REQUIRED TASK: For the entries below, copy exactly the line that contains "and Tailwind CSS." through the line that contains "const steps = [true, true, false, false]", both ends included, and exclude all pictures.

INFORMATION SHOWN:
========

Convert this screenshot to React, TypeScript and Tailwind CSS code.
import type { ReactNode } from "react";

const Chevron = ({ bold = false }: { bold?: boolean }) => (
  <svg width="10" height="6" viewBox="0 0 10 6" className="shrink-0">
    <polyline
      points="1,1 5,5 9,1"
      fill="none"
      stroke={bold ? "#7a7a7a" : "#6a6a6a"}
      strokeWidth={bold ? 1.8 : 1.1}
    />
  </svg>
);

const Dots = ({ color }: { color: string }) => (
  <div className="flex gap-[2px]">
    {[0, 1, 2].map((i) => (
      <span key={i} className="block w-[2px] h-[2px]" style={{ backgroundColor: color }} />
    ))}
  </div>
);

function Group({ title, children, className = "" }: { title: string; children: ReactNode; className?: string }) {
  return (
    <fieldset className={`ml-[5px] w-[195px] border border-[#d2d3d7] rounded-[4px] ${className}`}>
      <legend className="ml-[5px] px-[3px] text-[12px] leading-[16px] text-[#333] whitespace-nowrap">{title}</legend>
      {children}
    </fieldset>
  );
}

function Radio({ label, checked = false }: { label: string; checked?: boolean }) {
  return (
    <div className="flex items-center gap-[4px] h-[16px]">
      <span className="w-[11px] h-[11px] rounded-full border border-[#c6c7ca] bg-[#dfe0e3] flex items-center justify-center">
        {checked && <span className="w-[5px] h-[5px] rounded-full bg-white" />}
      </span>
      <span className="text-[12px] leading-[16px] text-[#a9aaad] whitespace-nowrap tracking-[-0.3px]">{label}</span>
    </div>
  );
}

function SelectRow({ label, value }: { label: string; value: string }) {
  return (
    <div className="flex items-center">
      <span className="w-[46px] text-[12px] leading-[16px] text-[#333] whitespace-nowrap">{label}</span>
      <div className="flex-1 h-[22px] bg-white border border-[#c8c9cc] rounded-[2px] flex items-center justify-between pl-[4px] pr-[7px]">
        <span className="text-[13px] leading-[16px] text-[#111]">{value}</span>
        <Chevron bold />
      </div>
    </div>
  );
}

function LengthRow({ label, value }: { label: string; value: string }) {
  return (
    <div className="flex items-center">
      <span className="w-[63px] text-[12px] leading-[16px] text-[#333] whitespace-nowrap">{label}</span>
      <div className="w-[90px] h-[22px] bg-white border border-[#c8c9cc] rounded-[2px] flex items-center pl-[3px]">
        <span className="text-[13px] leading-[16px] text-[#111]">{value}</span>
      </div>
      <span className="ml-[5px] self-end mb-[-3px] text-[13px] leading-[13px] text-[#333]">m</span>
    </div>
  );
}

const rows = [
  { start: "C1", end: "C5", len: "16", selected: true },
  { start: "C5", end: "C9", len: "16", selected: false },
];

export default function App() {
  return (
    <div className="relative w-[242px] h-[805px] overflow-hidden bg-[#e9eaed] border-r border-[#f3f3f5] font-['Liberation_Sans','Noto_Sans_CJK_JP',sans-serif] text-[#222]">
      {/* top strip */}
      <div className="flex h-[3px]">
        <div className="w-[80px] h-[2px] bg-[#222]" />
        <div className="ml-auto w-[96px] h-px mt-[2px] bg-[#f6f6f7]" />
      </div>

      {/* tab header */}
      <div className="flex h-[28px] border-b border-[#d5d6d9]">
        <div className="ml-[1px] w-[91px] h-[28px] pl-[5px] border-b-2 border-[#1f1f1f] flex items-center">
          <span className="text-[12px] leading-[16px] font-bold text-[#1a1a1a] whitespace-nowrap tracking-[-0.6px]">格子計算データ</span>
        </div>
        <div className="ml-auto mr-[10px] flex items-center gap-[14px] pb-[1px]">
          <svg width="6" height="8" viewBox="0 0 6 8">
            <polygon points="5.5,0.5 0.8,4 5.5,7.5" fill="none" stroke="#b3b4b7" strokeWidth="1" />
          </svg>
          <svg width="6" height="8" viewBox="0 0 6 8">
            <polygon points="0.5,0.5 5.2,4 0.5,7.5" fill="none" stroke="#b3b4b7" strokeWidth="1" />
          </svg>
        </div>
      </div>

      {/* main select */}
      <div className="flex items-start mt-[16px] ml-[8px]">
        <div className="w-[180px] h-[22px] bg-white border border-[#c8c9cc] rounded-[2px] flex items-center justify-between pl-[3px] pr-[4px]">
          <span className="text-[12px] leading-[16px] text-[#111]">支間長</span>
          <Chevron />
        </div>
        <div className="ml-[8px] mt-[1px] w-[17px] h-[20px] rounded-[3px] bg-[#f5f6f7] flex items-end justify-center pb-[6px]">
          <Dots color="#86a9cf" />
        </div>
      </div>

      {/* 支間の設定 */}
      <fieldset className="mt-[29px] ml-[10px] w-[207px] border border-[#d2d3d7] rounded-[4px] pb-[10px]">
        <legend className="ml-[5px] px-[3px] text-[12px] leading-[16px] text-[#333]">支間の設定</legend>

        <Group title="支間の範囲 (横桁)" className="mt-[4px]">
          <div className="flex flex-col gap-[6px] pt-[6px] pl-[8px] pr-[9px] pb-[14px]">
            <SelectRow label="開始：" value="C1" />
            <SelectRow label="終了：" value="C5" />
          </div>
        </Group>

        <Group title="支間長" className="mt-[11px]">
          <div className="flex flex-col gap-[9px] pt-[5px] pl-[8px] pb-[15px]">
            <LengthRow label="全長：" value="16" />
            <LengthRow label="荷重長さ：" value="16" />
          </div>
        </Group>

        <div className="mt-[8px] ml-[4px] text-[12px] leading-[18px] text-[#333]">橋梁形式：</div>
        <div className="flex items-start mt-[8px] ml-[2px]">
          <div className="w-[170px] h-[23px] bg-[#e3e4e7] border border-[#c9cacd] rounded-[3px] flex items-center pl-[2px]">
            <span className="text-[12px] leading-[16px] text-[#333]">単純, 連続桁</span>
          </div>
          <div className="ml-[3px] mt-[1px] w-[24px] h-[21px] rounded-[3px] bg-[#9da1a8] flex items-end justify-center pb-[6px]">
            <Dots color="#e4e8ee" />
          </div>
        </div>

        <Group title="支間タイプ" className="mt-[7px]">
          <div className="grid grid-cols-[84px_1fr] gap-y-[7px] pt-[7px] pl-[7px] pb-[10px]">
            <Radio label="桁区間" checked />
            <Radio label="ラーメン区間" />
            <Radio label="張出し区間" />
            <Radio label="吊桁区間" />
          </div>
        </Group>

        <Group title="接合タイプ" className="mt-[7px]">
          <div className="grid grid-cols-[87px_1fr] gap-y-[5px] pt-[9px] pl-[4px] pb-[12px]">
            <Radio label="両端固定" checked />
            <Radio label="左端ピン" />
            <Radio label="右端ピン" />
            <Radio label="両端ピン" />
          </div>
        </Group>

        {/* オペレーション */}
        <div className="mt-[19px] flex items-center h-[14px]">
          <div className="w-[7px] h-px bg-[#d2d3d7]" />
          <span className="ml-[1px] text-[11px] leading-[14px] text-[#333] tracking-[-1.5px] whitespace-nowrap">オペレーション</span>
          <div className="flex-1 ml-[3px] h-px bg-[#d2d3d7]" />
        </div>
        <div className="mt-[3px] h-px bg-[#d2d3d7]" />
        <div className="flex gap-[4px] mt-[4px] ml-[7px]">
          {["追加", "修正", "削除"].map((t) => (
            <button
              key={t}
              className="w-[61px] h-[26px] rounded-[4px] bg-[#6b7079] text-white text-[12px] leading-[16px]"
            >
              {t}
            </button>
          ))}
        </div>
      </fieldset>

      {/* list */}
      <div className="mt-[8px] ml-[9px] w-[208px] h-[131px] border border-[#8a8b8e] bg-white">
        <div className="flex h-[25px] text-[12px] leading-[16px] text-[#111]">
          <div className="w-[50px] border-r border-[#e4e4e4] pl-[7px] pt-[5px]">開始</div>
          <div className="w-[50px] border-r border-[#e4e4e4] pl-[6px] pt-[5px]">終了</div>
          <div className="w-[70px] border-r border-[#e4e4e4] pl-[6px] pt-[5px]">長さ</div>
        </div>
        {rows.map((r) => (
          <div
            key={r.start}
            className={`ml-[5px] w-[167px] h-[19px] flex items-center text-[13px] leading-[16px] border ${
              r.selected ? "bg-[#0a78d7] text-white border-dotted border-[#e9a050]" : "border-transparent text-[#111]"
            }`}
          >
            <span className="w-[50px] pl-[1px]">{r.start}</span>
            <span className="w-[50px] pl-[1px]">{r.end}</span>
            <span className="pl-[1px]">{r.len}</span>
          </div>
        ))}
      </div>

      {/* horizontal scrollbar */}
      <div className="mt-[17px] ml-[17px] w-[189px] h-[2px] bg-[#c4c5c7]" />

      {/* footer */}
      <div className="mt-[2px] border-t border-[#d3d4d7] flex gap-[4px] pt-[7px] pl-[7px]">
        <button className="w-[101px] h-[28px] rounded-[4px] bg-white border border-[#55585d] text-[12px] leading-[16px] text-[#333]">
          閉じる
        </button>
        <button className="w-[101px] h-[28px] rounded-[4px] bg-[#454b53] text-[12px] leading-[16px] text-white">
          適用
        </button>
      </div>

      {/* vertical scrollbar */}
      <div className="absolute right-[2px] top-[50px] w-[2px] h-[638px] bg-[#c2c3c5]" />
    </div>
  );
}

========

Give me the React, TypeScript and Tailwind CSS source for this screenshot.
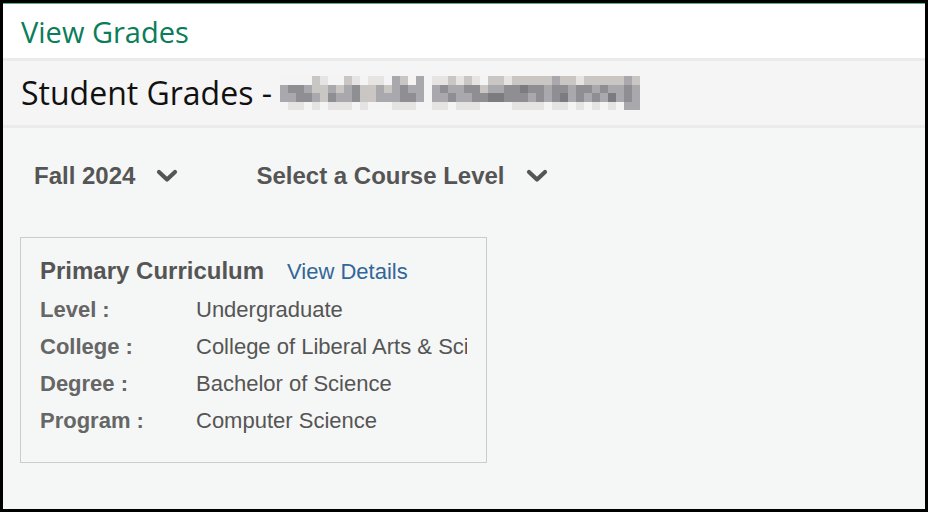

========

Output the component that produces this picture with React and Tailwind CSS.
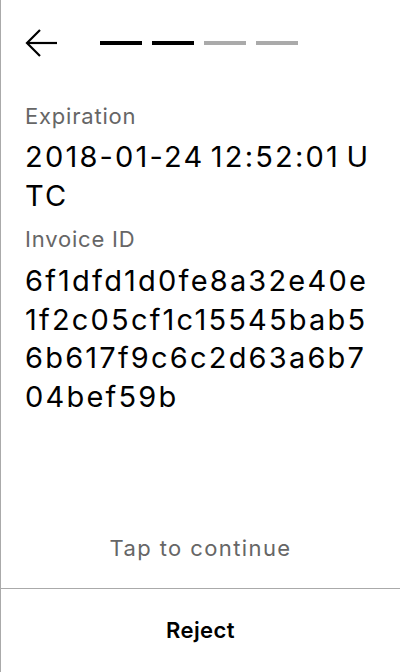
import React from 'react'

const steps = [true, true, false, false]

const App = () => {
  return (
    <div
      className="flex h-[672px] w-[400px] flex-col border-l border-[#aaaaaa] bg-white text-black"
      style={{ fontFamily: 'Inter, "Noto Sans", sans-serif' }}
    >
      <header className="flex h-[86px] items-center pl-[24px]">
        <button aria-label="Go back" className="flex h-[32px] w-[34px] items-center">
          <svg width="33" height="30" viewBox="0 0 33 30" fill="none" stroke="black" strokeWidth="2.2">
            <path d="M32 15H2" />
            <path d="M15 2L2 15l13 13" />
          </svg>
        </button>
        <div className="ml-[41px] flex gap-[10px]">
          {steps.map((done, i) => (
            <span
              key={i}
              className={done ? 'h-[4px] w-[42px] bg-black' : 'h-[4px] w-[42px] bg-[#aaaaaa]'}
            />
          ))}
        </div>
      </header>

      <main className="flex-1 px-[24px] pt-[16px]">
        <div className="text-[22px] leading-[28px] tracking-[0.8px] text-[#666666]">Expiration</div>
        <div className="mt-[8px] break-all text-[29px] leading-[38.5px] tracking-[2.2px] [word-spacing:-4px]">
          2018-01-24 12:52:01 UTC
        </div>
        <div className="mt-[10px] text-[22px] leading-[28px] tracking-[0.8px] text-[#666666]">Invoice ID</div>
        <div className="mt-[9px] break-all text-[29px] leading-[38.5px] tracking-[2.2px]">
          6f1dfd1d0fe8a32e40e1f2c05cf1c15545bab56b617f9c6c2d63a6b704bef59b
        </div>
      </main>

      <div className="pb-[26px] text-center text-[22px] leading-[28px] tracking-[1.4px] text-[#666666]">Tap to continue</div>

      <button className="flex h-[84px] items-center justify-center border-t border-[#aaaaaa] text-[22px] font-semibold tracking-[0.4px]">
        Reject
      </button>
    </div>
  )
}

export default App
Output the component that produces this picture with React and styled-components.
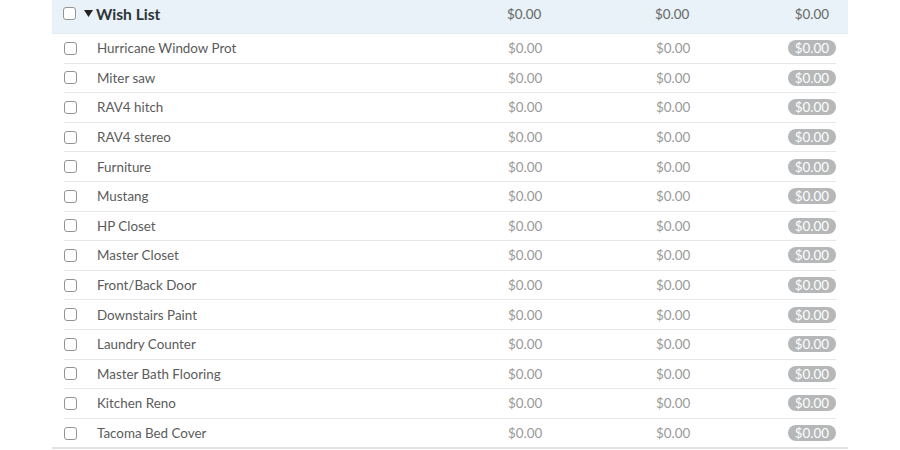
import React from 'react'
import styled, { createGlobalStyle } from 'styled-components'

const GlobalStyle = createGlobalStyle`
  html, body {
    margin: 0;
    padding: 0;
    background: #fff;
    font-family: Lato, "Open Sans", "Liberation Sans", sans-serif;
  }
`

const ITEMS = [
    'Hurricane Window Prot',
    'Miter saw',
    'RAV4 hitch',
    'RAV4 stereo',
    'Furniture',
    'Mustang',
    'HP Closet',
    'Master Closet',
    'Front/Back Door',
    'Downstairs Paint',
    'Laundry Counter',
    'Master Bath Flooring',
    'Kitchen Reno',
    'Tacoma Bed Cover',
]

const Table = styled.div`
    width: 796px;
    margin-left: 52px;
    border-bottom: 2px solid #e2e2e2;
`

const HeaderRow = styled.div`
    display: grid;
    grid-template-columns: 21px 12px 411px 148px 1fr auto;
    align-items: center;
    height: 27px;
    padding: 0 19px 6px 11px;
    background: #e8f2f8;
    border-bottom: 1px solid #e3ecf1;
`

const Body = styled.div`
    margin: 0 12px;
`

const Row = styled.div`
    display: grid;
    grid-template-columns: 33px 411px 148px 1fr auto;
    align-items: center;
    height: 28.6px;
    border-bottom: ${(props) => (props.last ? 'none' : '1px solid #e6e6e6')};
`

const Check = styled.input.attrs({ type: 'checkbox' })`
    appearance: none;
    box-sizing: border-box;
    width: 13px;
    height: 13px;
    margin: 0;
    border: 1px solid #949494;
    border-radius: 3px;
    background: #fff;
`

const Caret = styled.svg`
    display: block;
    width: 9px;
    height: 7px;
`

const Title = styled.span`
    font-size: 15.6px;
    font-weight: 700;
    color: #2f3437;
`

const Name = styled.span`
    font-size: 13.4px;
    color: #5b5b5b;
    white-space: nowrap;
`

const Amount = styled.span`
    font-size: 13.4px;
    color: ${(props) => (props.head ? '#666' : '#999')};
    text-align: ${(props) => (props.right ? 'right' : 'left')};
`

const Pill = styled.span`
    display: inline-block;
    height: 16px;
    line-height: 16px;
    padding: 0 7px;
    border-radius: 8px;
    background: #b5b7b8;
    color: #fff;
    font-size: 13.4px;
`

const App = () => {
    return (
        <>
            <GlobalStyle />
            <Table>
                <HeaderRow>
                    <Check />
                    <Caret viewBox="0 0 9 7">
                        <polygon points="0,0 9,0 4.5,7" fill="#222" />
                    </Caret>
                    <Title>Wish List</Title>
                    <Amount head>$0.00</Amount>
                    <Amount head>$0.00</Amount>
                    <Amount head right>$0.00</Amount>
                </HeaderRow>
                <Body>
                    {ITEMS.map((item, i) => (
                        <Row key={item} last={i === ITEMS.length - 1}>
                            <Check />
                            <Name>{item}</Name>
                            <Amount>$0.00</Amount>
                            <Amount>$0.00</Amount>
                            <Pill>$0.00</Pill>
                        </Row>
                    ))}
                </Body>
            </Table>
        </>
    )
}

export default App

========

ANSWER TO THE PROBLEM:
Output the component that produces this picture with React and Tailwind CSS.
import React from 'react'

const steps = [true, true, false, false]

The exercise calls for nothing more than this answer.